Exercise task:
Copy out the listing in full, exactly as written, but not its pictures.
— Start of Source material —
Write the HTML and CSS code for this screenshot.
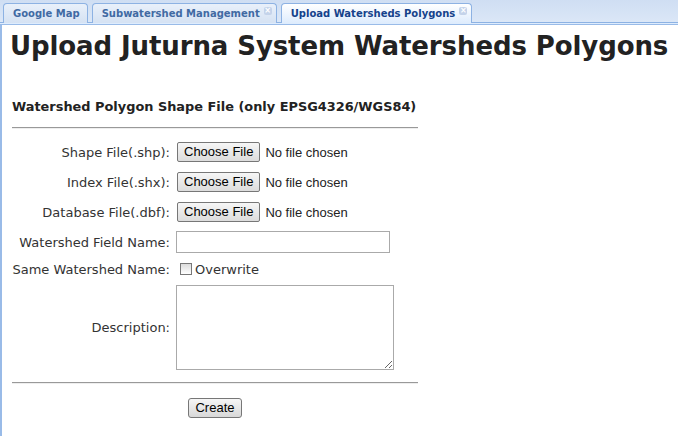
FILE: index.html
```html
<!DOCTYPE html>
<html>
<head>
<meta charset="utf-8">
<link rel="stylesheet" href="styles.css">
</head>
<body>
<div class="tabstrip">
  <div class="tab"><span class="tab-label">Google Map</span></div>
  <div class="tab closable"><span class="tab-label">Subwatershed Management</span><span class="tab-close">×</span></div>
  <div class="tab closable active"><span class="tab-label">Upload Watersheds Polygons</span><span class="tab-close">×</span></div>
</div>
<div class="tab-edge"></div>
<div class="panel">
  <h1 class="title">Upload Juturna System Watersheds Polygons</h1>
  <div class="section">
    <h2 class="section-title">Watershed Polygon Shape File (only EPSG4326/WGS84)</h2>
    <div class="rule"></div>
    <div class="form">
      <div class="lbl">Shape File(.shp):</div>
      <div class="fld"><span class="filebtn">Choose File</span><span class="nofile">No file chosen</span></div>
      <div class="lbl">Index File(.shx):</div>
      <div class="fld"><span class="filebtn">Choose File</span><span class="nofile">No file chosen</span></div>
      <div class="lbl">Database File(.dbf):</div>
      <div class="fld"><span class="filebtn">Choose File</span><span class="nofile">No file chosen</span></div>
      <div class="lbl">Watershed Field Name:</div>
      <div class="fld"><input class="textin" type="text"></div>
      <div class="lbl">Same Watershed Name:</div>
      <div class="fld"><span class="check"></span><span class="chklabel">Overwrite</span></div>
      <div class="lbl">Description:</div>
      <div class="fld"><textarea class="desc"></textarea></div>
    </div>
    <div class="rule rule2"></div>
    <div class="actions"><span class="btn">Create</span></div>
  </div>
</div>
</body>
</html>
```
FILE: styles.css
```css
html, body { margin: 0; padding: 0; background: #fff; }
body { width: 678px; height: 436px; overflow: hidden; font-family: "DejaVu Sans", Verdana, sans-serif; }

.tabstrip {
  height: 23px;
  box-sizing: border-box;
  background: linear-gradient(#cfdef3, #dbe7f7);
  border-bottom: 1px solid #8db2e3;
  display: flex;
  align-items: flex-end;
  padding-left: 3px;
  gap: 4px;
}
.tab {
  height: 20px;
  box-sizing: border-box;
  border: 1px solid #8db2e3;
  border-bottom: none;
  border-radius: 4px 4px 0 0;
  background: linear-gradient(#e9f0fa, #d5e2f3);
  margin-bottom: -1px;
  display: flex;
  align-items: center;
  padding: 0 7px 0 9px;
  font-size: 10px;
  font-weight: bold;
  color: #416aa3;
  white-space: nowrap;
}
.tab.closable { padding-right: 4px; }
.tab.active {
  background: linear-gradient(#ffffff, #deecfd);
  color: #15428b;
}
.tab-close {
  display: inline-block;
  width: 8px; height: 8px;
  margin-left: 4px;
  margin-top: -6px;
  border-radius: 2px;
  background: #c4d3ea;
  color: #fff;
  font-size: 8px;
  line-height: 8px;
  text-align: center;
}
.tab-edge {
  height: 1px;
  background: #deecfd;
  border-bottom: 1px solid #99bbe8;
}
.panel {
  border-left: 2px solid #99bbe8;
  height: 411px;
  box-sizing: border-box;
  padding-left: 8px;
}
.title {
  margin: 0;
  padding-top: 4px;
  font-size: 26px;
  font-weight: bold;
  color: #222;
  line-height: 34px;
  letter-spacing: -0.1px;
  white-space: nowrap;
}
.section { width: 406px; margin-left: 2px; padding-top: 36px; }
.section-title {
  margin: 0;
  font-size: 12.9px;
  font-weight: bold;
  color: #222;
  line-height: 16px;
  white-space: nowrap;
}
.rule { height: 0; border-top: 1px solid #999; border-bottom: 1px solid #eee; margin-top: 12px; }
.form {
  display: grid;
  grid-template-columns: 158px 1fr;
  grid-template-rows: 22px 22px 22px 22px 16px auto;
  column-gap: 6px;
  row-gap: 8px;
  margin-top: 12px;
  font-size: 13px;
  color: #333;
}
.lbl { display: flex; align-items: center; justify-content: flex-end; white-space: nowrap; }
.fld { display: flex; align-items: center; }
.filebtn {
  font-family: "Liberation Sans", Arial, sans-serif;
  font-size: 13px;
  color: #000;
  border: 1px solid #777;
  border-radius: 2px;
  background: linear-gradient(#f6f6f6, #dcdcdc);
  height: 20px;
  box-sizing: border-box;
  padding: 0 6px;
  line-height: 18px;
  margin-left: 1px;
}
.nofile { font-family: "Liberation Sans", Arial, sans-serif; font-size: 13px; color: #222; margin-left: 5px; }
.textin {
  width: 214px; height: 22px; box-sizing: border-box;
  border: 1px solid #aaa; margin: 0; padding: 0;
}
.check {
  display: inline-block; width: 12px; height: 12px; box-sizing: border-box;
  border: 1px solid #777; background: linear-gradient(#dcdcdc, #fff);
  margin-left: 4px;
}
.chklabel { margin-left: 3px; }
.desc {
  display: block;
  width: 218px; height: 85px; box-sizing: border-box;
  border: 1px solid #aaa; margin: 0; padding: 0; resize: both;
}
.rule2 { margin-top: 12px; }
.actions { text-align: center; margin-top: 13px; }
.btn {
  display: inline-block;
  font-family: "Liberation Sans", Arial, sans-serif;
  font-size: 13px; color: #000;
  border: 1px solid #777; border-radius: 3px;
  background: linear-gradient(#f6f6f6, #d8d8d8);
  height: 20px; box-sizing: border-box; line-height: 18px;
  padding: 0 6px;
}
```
— End of Source material —
Finished exercise:
Write the HTML and CSS code for this screenshot.
FILE: index.html
```html
<!DOCTYPE html>
<html>
<head>
<meta charset="utf-8">
<link rel="stylesheet" href="styles.css">
</head>
<body>
<div class="tabstrip">
  <div class="tab"><span class="tab-label">Google Map</span></div>
  <div class="tab closable"><span class="tab-label">Subwatershed Management</span><span class="tab-close">×</span></div>
  <div class="tab closable active"><span class="tab-label">Upload Watersheds Polygons</span><span class="tab-close">×</span></div>
</div>
<div class="tab-edge"></div>
<div class="panel">
  <h1 class="title">Upload Juturna System Watersheds Polygons</h1>
  <div class="section">
    <h2 class="section-title">Watershed Polygon Shape File (only EPSG4326/WGS84)</h2>
    <div class="rule"></div>
    <div class="form">
      <div class="lbl">Shape File(.shp):</div>
      <div class="fld"><span class="filebtn">Choose File</span><span class="nofile">No file chosen</span></div>
      <div class="lbl">Index File(.shx):</div>
      <div class="fld"><span class="filebtn">Choose File</span><span class="nofile">No file chosen</span></div>
      <div class="lbl">Database File(.dbf):</div>
      <div class="fld"><span class="filebtn">Choose File</span><span class="nofile">No file chosen</span></div>
      <div class="lbl">Watershed Field Name:</div>
      <div class="fld"><input class="textin" type="text"></div>
      <div class="lbl">Same Watershed Name:</div>
      <div class="fld"><span class="check"></span><span class="chklabel">Overwrite</span></div>
      <div class="lbl">Description:</div>
      <div class="fld"><textarea class="desc"></textarea></div>
    </div>
    <div class="rule rule2"></div>
    <div class="actions"><span class="btn">Create</span></div>
  </div>
</div>
</body>
</html>
```
FILE: styles.css
```css
html, body { margin: 0; padding: 0; background: #fff; }
body { width: 678px; height: 436px; overflow: hidden; font-family: "DejaVu Sans", Verdana, sans-serif; }

.tabstrip {
  height: 23px;
  box-sizing: border-box;
  background: linear-gradient(#cfdef3, #dbe7f7);
  border-bottom: 1px solid #8db2e3;
  display: flex;
  align-items: flex-end;
  padding-left: 3px;
  gap: 4px;
}
.tab {
  height: 20px;
  box-sizing: border-box;
  border: 1px solid #8db2e3;
  border-bottom: none;
  border-radius: 4px 4px 0 0;
  background: linear-gradient(#e9f0fa, #d5e2f3);
  margin-bottom: -1px;
  display: flex;
  align-items: center;
  padding: 0 7px 0 9px;
  font-size: 10px;
  font-weight: bold;
  color: #416aa3;
  white-space: nowrap;
}
.tab.closable { padding-right: 4px; }
.tab.active {
  background: linear-gradient(#ffffff, #deecfd);
  color: #15428b;
}
.tab-close {
  display: inline-block;
  width: 8px; height: 8px;
  margin-left: 4px;
  margin-top: -6px;
  border-radius: 2px;
  background: #c4d3ea;
  color: #fff;
  font-size: 8px;
  line-height: 8px;
  text-align: center;
}
.tab-edge {
  height: 1px;
  background: #deecfd;
  border-bottom: 1px solid #99bbe8;
}
.panel {
  border-left: 2px solid #99bbe8;
  height: 411px;
  box-sizing: border-box;
  padding-left: 8px;
}
.title {
  margin: 0;
  padding-top: 4px;
  font-size: 26px;
  font-weight: bold;
  color: #222;
  line-height: 34px;
  letter-spacing: -0.1px;
  white-space: nowrap;
}
.section { width: 406px; margin-left: 2px; padding-top: 36px; }
.section-title {
  margin: 0;
  font-size: 12.9px;
  font-weight: bold;
  color: #222;
  line-height: 16px;
  white-space: nowrap;
}
.rule { height: 0; border-top: 1px solid #999; border-bottom: 1px solid #eee; margin-top: 12px; }
.form {
  display: grid;
  grid-template-columns: 158px 1fr;
  grid-template-rows: 22px 22px 22px 22px 16px auto;
  column-gap: 6px;
  row-gap: 8px;
  margin-top: 12px;
  font-size: 13px;
  color: #333;
}
.lbl { display: flex; align-items: center; justify-content: flex-end; white-space: nowrap; }
.fld { display: flex; align-items: center; }
.filebtn {
  font-family: "Liberation Sans", Arial, sans-serif;
  font-size: 13px;
  color: #000;
  border: 1px solid #777;
  border-radius: 2px;
  background: linear-gradient(#f6f6f6, #dcdcdc);
  height: 20px;
  box-sizing: border-box;
  padding: 0 6px;
  line-height: 18px;
  margin-left: 1px;
}
.nofile { font-family: "Liberation Sans", Arial, sans-serif; font-size: 13px; color: #222; margin-left: 5px; }
.textin {
  width: 214px; height: 22px; box-sizing: border-box;
  border: 1px solid #aaa; margin: 0; padding: 0;
}
.check {
  display: inline-block; width: 12px; height: 12px; box-sizing: border-box;
  border: 1px solid #777; background: linear-gradient(#dcdcdc, #fff);
  margin-left: 4px;
}
.chklabel { margin-left: 3px; }
.desc {
  display: block;
  width: 218px; height: 85px; box-sizing: border-box;
  border: 1px solid #aaa; margin: 0; padding: 0; resize: both;
}
.rule2 { margin-top: 12px; }
.actions { text-align: center; margin-top: 13px; }
.btn {
  display: inline-block;
  font-family: "Liberation Sans", Arial, sans-serif;
  font-size: 13px; color: #000;
  border: 1px solid #777; border-radius: 3px;
  background: linear-gradient(#f6f6f6, #d8d8d8);
  height: 20px; box-sizing: border-box; line-height: 18px;
  padding: 0 6px;
}
```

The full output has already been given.